WHAT THIS TASK INVOLVES> Work through the material below and count the lines holding the word "index"; give that count and nothing more.

RECORDS FOR THIS TASK>
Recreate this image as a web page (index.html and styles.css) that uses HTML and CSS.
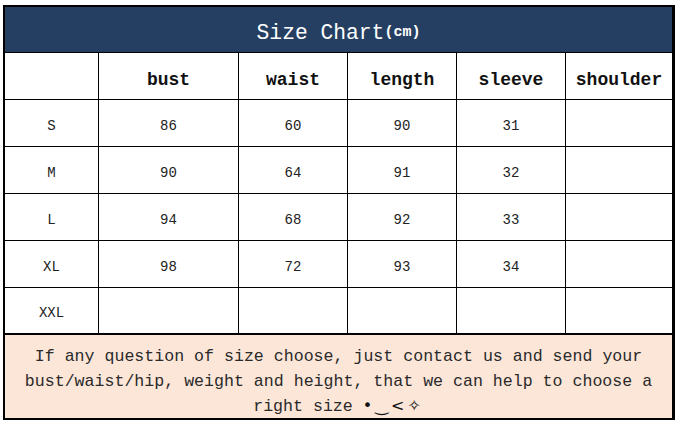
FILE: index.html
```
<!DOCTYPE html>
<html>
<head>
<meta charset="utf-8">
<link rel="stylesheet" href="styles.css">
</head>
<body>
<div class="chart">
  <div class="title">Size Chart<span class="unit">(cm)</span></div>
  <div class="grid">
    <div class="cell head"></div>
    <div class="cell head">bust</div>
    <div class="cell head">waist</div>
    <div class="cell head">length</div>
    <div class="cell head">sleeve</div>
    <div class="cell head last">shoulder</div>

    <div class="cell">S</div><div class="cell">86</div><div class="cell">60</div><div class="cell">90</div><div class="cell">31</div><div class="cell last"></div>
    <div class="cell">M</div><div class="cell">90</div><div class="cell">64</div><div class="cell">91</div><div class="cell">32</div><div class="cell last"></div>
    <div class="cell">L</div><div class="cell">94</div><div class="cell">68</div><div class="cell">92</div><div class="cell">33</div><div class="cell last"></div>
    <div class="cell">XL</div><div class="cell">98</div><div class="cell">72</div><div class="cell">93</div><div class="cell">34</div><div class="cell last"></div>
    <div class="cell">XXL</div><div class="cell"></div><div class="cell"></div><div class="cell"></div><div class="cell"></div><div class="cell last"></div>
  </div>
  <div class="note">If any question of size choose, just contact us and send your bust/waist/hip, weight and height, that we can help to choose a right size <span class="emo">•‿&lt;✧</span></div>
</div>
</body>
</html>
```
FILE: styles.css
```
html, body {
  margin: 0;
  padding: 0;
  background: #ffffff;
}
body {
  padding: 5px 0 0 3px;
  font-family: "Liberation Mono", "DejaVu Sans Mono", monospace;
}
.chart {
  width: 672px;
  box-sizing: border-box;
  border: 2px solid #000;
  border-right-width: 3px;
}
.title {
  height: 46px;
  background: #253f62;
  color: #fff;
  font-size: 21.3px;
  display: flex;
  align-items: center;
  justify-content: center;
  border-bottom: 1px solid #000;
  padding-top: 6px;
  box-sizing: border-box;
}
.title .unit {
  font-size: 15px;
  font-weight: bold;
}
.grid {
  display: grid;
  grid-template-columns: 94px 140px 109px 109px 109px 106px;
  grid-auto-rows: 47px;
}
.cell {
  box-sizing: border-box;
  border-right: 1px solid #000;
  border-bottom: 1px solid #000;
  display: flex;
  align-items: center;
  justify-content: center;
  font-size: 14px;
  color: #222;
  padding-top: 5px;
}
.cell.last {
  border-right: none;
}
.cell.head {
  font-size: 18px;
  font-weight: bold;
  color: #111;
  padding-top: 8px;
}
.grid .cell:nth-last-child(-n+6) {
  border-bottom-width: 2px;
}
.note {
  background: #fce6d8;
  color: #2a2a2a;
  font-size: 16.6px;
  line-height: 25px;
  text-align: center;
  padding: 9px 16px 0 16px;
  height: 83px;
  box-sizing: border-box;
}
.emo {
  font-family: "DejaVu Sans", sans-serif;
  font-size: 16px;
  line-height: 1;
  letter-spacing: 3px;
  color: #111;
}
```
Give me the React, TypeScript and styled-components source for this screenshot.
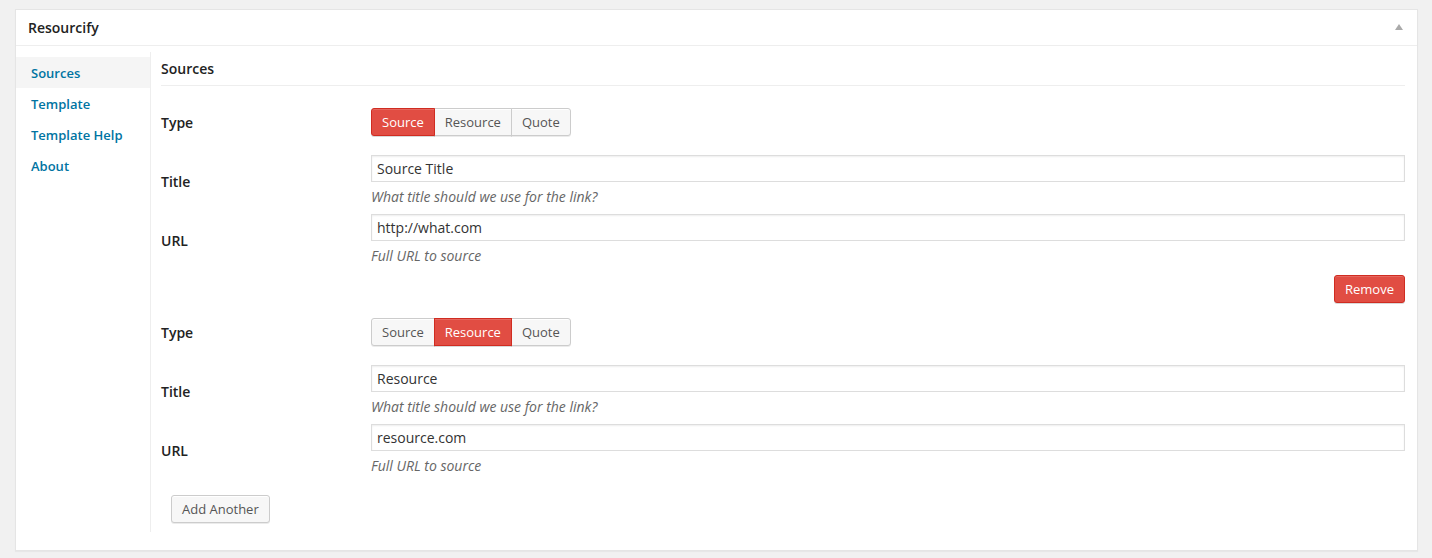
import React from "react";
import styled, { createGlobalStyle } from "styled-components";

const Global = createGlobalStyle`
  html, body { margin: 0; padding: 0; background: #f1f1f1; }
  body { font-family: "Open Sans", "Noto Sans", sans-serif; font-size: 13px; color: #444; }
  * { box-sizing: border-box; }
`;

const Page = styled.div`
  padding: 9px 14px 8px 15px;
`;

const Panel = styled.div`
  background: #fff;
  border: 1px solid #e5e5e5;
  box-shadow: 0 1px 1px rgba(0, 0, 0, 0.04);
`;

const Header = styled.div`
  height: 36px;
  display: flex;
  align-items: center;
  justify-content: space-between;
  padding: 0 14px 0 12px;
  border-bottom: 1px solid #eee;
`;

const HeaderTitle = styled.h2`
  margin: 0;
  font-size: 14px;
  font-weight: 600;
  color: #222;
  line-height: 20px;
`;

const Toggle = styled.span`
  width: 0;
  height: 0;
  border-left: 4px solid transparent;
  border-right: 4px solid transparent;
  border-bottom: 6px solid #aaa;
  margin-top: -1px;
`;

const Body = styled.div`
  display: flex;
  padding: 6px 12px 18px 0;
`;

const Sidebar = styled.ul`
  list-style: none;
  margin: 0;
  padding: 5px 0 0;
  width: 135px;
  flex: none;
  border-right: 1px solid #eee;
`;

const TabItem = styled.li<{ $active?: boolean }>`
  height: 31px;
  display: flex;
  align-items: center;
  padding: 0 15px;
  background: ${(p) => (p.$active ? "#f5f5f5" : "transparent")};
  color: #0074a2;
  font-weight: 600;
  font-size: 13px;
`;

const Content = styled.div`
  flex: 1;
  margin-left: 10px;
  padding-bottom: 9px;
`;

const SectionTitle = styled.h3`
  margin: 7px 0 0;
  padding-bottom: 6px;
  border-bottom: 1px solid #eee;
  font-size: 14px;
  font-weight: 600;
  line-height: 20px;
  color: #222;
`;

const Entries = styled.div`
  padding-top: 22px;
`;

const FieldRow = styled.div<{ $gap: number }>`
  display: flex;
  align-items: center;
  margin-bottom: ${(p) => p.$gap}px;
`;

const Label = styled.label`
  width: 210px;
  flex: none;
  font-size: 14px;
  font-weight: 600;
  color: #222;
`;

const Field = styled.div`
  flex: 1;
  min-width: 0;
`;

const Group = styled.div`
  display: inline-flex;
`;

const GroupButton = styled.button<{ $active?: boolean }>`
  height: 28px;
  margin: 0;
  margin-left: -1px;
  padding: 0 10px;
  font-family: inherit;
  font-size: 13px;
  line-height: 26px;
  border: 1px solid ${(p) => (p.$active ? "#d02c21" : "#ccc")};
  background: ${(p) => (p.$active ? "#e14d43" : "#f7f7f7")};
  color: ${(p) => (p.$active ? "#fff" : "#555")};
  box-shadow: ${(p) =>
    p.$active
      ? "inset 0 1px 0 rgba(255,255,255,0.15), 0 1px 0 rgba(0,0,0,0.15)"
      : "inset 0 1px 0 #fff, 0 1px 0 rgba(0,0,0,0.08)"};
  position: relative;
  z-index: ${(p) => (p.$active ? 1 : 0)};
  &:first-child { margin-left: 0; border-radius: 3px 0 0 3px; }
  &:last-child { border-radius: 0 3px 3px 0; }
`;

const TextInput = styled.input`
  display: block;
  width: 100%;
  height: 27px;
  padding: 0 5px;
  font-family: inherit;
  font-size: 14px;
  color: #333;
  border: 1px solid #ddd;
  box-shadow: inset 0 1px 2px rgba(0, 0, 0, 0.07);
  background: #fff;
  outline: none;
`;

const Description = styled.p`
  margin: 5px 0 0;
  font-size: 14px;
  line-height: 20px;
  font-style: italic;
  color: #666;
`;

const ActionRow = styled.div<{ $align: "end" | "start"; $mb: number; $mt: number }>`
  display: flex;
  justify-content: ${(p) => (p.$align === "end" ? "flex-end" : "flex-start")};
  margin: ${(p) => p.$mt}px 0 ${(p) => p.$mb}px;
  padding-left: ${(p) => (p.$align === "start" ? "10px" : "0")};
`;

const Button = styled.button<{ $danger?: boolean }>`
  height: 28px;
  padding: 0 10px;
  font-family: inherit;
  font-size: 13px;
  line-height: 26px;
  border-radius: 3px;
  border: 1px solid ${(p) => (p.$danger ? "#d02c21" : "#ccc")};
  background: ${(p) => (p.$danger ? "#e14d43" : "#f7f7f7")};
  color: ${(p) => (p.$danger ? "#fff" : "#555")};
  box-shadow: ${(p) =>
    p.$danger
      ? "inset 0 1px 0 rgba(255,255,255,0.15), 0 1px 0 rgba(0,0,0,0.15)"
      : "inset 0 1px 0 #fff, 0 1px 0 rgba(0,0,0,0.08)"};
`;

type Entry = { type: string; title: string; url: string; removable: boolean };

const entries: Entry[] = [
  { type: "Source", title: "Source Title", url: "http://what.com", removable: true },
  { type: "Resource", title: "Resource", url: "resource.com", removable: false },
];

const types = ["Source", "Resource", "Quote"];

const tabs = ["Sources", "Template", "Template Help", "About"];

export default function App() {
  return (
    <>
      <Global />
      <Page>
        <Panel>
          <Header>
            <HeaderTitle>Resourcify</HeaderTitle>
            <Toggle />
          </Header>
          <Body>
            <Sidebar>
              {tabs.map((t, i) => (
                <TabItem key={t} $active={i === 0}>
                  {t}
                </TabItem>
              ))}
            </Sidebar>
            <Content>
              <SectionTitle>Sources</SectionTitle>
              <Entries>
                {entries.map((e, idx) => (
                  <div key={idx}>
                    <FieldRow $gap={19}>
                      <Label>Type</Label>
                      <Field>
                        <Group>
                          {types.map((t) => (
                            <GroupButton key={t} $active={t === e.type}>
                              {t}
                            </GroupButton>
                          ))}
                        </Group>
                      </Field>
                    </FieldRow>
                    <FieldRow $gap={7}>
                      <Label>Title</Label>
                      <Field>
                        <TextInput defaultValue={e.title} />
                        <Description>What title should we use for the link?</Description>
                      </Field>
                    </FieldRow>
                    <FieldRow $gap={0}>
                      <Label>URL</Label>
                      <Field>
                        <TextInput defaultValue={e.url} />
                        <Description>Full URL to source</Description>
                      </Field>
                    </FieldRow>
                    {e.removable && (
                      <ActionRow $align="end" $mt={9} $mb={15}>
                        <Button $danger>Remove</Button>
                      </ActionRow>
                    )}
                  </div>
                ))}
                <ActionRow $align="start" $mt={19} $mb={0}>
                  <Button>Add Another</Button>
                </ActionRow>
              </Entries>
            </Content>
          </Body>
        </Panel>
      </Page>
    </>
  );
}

WORKED ANSWER> 3